Gli stessi avevano concordato un testo, sorta di contratto volto a regolare l’uso di una proprietà, dove erano una tomba e una sorgente. Un’opera accurata, da parte del lapicida che incise il lungo testo, concepita per essere infissa nel terreno e sporgere per un metro e mezzo. In pratica, la monumentalizzazione di un patto. La rarità si deve al fatto che la maggior parte dei testi etruschi proviene da ambiti funerari, dove sono presenti solo brevi formule onomastiche per identificare individui della famiglia. E poi c’è l’aura di mistero che aleggia sull’argomento, impulso prorompente per azzardare una serie d’interpretazioni, talune assai bizzarre. Ma la lettura più accreditata tende a confermare il contenuto giuridico.
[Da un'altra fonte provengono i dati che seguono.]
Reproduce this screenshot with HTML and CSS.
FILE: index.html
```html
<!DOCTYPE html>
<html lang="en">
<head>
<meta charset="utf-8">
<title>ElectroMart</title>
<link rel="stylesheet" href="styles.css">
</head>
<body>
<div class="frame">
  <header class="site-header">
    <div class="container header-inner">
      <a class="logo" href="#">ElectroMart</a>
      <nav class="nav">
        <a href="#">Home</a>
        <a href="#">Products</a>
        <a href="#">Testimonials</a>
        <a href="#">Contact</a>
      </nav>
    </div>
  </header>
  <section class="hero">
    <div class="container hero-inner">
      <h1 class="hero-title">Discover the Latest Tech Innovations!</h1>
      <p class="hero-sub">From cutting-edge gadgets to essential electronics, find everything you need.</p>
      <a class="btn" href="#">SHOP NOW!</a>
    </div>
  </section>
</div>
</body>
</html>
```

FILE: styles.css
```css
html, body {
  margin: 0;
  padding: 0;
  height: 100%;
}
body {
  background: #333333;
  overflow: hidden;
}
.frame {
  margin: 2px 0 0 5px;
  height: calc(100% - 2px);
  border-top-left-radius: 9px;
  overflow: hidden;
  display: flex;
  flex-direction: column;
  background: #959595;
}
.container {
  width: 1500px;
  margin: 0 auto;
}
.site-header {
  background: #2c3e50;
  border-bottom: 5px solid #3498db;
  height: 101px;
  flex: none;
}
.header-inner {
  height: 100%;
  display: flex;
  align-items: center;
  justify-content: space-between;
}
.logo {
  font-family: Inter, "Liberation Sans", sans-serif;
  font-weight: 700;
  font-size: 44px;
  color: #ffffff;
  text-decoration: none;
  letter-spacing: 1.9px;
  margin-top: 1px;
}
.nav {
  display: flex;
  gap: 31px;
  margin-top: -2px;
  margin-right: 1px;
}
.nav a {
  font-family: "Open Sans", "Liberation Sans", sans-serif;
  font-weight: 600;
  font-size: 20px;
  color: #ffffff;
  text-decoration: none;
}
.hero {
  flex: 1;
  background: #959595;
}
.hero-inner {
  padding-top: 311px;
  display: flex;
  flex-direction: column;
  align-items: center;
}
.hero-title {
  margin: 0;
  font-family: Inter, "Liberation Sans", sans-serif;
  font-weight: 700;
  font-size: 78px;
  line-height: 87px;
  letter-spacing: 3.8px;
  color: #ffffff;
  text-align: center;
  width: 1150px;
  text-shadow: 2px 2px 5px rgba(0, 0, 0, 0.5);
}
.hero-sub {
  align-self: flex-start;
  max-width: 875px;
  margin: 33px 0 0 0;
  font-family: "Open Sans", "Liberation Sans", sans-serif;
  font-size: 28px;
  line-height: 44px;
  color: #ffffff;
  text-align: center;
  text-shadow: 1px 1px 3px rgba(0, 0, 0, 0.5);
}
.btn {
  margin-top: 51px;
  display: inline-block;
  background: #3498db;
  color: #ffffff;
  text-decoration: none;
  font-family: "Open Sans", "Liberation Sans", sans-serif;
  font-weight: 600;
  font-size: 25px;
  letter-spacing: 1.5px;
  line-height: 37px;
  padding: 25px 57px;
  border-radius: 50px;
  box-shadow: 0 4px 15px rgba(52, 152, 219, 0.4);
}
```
Scarse le notizie sul rinvenimento, ma dalla loro lettura è comunque possibile tratteggiare il profilo e il ruolo dei protagonisti, grazie alle quali l’insigne reperto è potuto rimanere a Perugia, dove costituisce un punto d’eccellenza del Museo archeologico.

“Altro che tordi, che polenta e fringuelli, questa è la più bella caccia che nell’ottobre del 1822 siasi fatta in Europa…” Così scriverà il professor Vermiglioli, folgorato dalla scoperta, ma allarmato da certe voci su alcuni tentativi di acquisto del manufatto. Temeva, il professore, la rapacità dei trafficanti d’arte, dunque si mosse in anticipo, chiamando a raccolta i colleghi dell’Università, le risorse del museo essendo scarse per l’acquisto del prezioso reperto. Due scudi a testa, il doppio per lui, fino a raggiungere la quota necessaria per l’acquisizione e il recupero. Analogamente esercitò la sua influenza presso il Delegato apostolico Mons. Spinola, il quale, infatti, provvederà all’acquisto. Un buon affare, giacché il cippo venne via per otto scudi, stima valutata al ribasso, certamente spudorato, ma utile a corrisponderne la metà dovuta al proprietario del fondo, Castelletti.

D’ora in avanti la fama del “sasso” si accrebbe e di conseguenza, il suo valore economico, anche per effetto della pubblicazione di un saggio del Vermiglioli, stampato due anni dopo la scoperta. Così il proprietario del fondo provò a reclamare di più, ottenendo persino assicurazioni, ma solo quelle. Tentò anche Cherubini, autore della scoperta, rivolgendo richiesta per un adeguato compenso. La legge di allora prevedeva, infatti, una sorta di premio di rinvenimento per lo scopritore, che ammontava alla metà del valore stabilito, ora ben al di sopra degli otto miseri scudi. La risposta fu ovviamente negativa e oltretutto stupita. Che si accontentassero della gratitudine ampiamente espressa dalla comunità scientifica, che diamine. Dove andremo a finire! Gli ingenui protagonisti dell’eccezionale scoperta mostrarono di non aver imparato granché da secoli di governo clericale.